Book Review: Is Everyone Hanging Out Without Me (And Other Concerns) by Mindy Kaling
With this, it becomes official. It has been whispered in the hallways of your work or school, you have remarked on it over drinks. But with the publication of Is Everyone Hanging Out Without Me (And Other Concerns) the zeitgeist has officially rolled over, such that …
Being able to say you were some brand of geek is now essential for future success. If you haven’t been capitalizing on your grade 7 trauma, you need to get on it. If you are one of those people who didn’t suffer the aforementioned, keep it to your damn self, as this will only hurt you.
I’m both sarcastic and serious here. As I read Kaling’s quite entertaining “IEHOWM”, I relished most the parts where she acknowledged being A: unathletic, B: hopelessly out of touch due to immigrant parents, or C: unable to understand what it was boys wanted and why she, specifically, was not that.
I mean, those are my touchstones, you guys.
The book is super-entertaining and follows the same basic format as Bossypants; to wit – here’s a little about my childhood, a little about the things I did before you knew me, and here’s a couple of humorous chapters about my coworkers, who you also know, in which I pretend to mock them but really, I love them.
Of course, it’s not Bossypants, not least because nothing is going to supersede that book but also because Kaling is very aware she’s writing to her peers, people she might well have a drink with, whereas Fey knew she was writing to legions of fans.
Here are things you may have suspected about IEHOWM that are true:
- That’s a really awkward acronym
- Mindy Kaling is really, really funny when she writes about specifically girly things, like how you will make acronyms of you and your friends’ initials to prove you’re the best friend ever.
- Even though there’s a chapter called “Failing at everything in New York”, her failures kind of feel like…you know, living.

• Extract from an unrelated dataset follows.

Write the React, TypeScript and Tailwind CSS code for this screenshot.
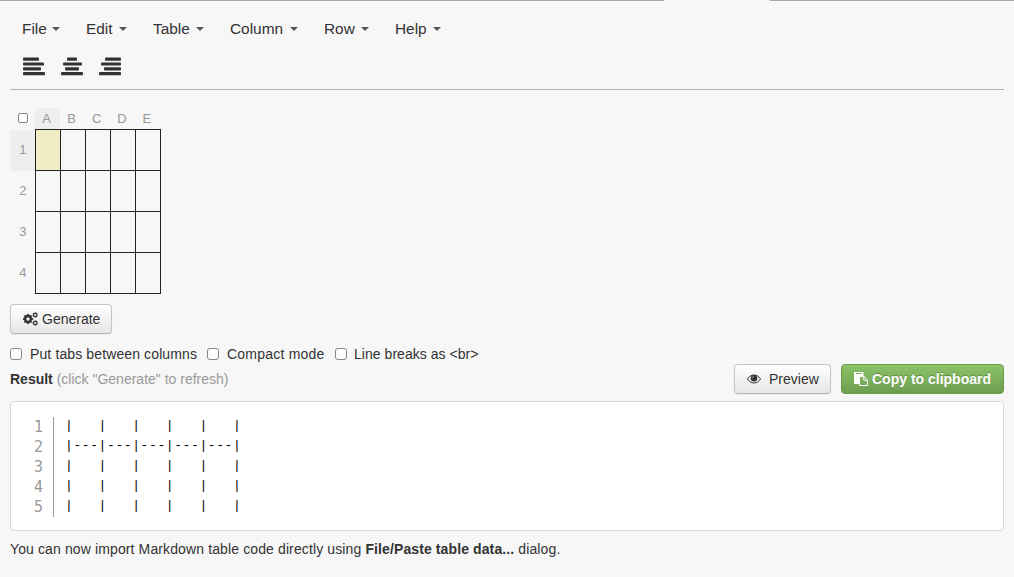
import React from "react";

const menus = [
  { name: "File", w: "w-[64px]", label: "w-[30px]" },
  { name: "Edit", w: "w-[67px]", label: "w-[33px]" },
  { name: "Table", w: "w-[77px]", label: "w-[43px]" },
  { name: "Column", w: "w-[94px]", label: "w-[60px]" },
  { name: "Row", w: "w-[71px]", label: "w-[37px]" },
  { name: "Help", w: "w-[60px]", label: "w-[38px]" },
];

const alignments = [
  [[0, 16], [0, 21], [0, 18], [0, 22]],
  [[6, 10], [2, 19], [4, 14], [0, 22]],
  [[6, 16], [2, 20], [5, 17], [0, 22]],
];

function AlignIcon({ bars }: { bars: number[][] }) {
  return (
    <svg width="22" height="19" viewBox="0 0 22 19" fill="#333">
      {bars.map(([x, w], i) => (
        <rect key={i} x={x} y={0.6 + i * 4.8} width={w} height="3.200" rx="0.8" />
      ))}
    </svg>
  );
}

function Gear({ cx, cy, r, hole }: { cx: number; cy: number; r: number; hole: number }) {
  return (
    <g fill="none" stroke="#333">
      <circle cx={cx} cy={cy} r={(r * 0.8 + hole) / 2} strokeWidth={r * 0.8 - hole} />
      <circle cx={cx} cy={cy} r={r * 0.88} strokeWidth={r * 0.24} pathLength={16} strokeDasharray="1 1" strokeDashoffset="0.5" />
    </g>
  );
}

function GearsIcon() {
  return (
    <svg width="16" height="14" viewBox="0 0 16 14">
      <Gear cx={5} cy={7} r={5.2} hole={1.7} />
      <Gear cx={12.2} cy={3} r={2.9} hole={1.1} />
      <Gear cx={12.2} cy={11} r={2.9} hole={1.1} />
    </svg>
  );
}

function EyeIcon() {
  return (
    <svg width="14" height="10" viewBox="0 0 14 10">
      <path d="M.5 5C2 2.500 4.300 1 7 1s5 1.500 6.500 4C12 7.500 9.700 9 7 9S2 7.500 .5 5z" fill="none" stroke="#333" />
      <circle cx="7" cy="4.300" r="3.300" fill="#333" />
      <path d="M5.300 4.200C5.300 3.200 6 2.600 7 2.500" fill="none" stroke="#eee" strokeWidth=".6" />
    </svg>
  );
}

function PasteIcon() {
  return (
    <svg width="14" height="14" viewBox="0 0 14 14">
      <path d="M.6 0h8.300q.6 0 .6.600V4H5.600Q5 4 5 4.600V12H.6Q0 12 0 11.400V.6Q0 0 .6 0z" fill="#fff" />
      <path d="M2 1.500h5.500" stroke="#7cad5b" />
      <path d="M5.500 4.500h4.600l3.400 3.400v5.600h-8zM9.800 4.500v3.700h3.700" fill="none" stroke="#fff" />
    </svg>
  );
}

function Check() {
  return <input type="checkbox" className="m-0 size-3 shrink-0 appearance-none rounded-[3px] border border-[#858585] bg-white" />;
}

const columns = ["A", "B", "C", "D", "E"];
const rows = [1, 2, 3, 4];
const code = ["|   |   |   |   |   |", "|---|---|---|---|---|", "|   |   |   |   |   |", "|   |   |   |   |   |", "|   |   |   |   |   |"];

export default function App() {
  return (
    <div className="h-[577px] w-[1014px] overflow-hidden bg-[#f7f7f7] font-['Liberation_Sans',Arial,sans-serif] text-[14px] leading-5 text-[#333] antialiased">
      <div className="flex h-px justify-between">
        <div className="w-[664px] bg-[#a6a6a6]" />
        <div className="w-[244px] bg-[#a6a6a6]" />
      </div>
      <div className="px-[10px]">
        <nav className="flex h-[56px] pl-3 text-[15.4px]">
          {menus.map((m) => (
            <button key={m.name} className={`flex h-full items-center whitespace-nowrap ${m.w}`}>
              <span className={`text-left ${m.label}`}>{m.name}</span>
              <svg width="8" height="4" viewBox="0 0 8 4" className="shrink-0"><path d="M0 0h8L4 4z" fill="#555" /></svg>
            </button>
          ))}
        </nav>
        <div className="flex h-[33px] gap-4 border-b border-[#b3b3b3] pl-[13px]">
          {alignments.map((bars, i) => (
            <button key={i} className="flex h-[19px]"><AlignIcon bars={bars} /></button>
          ))}
        </div>
        <table className="mt-[18px] w-[151px] table-fixed border-collapse text-center text-[13px] text-[#999]">
          <thead>
            <tr className="h-[21px]">
              <th className="w-[25px] p-0"><div className="flex justify-center pb-px"><input type="checkbox" className="m-0 size-[10px] appearance-none rounded-[2px] border border-[#858585] bg-white" /></div></th>
              {columns.map((c, i) => <th key={c} className={`w-[25px] p-0 pt-px pr-[2px] font-normal ${i === 0 ? "bg-[#eee]" : ""}`}>{c}</th>)}
            </tr>
          </thead>
          <tbody>
            {rows.map((r) => (
              <tr key={r} className="h-[41px]">
                <td className={`p-0 pl-px ${r === 1 ? "bg-[#eee]" : ""}`}>{r}</td>
                {columns.map((c) => <td key={c} className={`border border-[#222] p-0 ${r === 1 && c === "A" ? "bg-[#f0edc3]" : ""}`} />)}
              </tr>
            ))}
          </tbody>
        </table>
        <button className="mt-[10px] flex h-[30px] w-[102px] items-center gap-[3px] rounded-[4px] border border-[#c5c5c5] border-b-[#b3b3b3] bg-linear-to-b from-white to-[#e6e6e6] pl-3 shadow-[0_1px_2px_rgba(0,0,0,0.05)]">
          <GearsIcon />Generate
        </button>
        <div className="mt-[10px] flex h-5 items-center whitespace-nowrap">
          <label className="flex w-[197px] items-center gap-2 tracking-[0.12px]"><Check />Put tabs between columns</label>
          <label className="flex w-[128px] items-center gap-2 tracking-[0.22px]"><Check />Compact mode</label>
          <label className="flex items-center gap-[7px] tracking-[0.04px]"><Check />Line breaks as &lt;br&gt;</label>
        </div>
        <div className="flex h-[30px] justify-between">
          <div className="pt-[5px]"><b>Result</b> <span className="text-[#999]">(click "Generate" to refresh)</span></div>
          <div className="flex gap-[10px]">
            <button className="flex w-[97px] items-center gap-2 rounded-[4px] border border-[#c5c5c5] border-b-[#b3b3b3] bg-linear-to-b from-white to-[#e6e6e6] pl-3 shadow-[0_1px_2px_rgba(0,0,0,0.05)]">
              <EyeIcon />Preview
            </button>
            <button className="flex w-[163px] items-center gap-1 whitespace-nowrap rounded-[4px] border border-[#6b9a4b] bg-linear-to-b from-[#8bc267] to-[#6d9f50] pl-3 font-bold text-white [text-shadow:0_-1px_0_rgba(0,0,0,0.25)]">
              <PasteIcon />Copy to clipboard
            </button>
          </div>
        </div>
        <div className="mt-[7px] flex h-[130px] rounded-[4px] border border-[#d8d8d8] bg-white pt-[15px]">
          <div className="h-[100px] w-[43px] border-r border-[#999] pr-[10px] text-right font-['DejaVu_Sans_Mono',monospace] text-[15px] text-[#999]">
            {code.map((_, i) => <div key={i} className="h-5 leading-5">{i + 1}</div>)}
          </div>
          <pre className="-mt-px pl-[11px] font-['Liberation_Mono',monospace] text-[13px] leading-5 tracking-[0.6px] text-black">{code.join("\n")}</pre>
        </div>
        <p className="mt-2 tracking-[0.12px]">You can now import Markdown table code directly using <b className="tracking-[0.11px]">File/Paste table data...</b> dialog.</p>
      </div>
    </div>
  );
}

- The parts you’ve already read which have been leaked in advance are not the funniest parts of the book, but you still would have appreciated reading them the first time.
Here are things you didn’t suspect about IEHOWM:
Even though she’s her vague peppy self, Kaling doesn’t lie about stuff which makes me like her. Specifically, she’s up front about things you’re not supposed to be, like how it annoys her when Steve Carell won’t ever talk sh*t about anyone, and that she scammed her way into perks she didn’t deserve at an early job.
Her best honesty is one I don’t want to give away too much, about how she is not always the best-behaved person at work, and how she got in legitimate trouble for it, and – and! She includes that when she told her mother about what happened, her mother yelled at her, too. That’s what makes the story all the way priceless.
Basically, this book is what it promises to be, which is a chat with a girlfriend (who devotes a lot of time to why her best friends are still her best friends). I like her more after having read it and I know a little bit more about her, too.
It’s not a career guide. The story of what happened to get Mindy from New York to LA is not vague, exactly, but it’s pretty damn lucky, and there’s no real path to follow. Then again, that’s not your goal in reading her, is it? You want to know whether you’d like her so much if you knew who she really was, and I think that one’s a gimme. Kaling’s whole M.O. is that she wants to be your (slightly bitchy) girlfriend giggling with you. What are you looking to her for life advice for? You’re the one who’s wearing that skirt she loves, right?
In summary, absolutely get it for your best friend for her birthday, but if you wait ‘til Christmas, even more of the fun stories may have escaped into magazine articles and spilled on talk shows.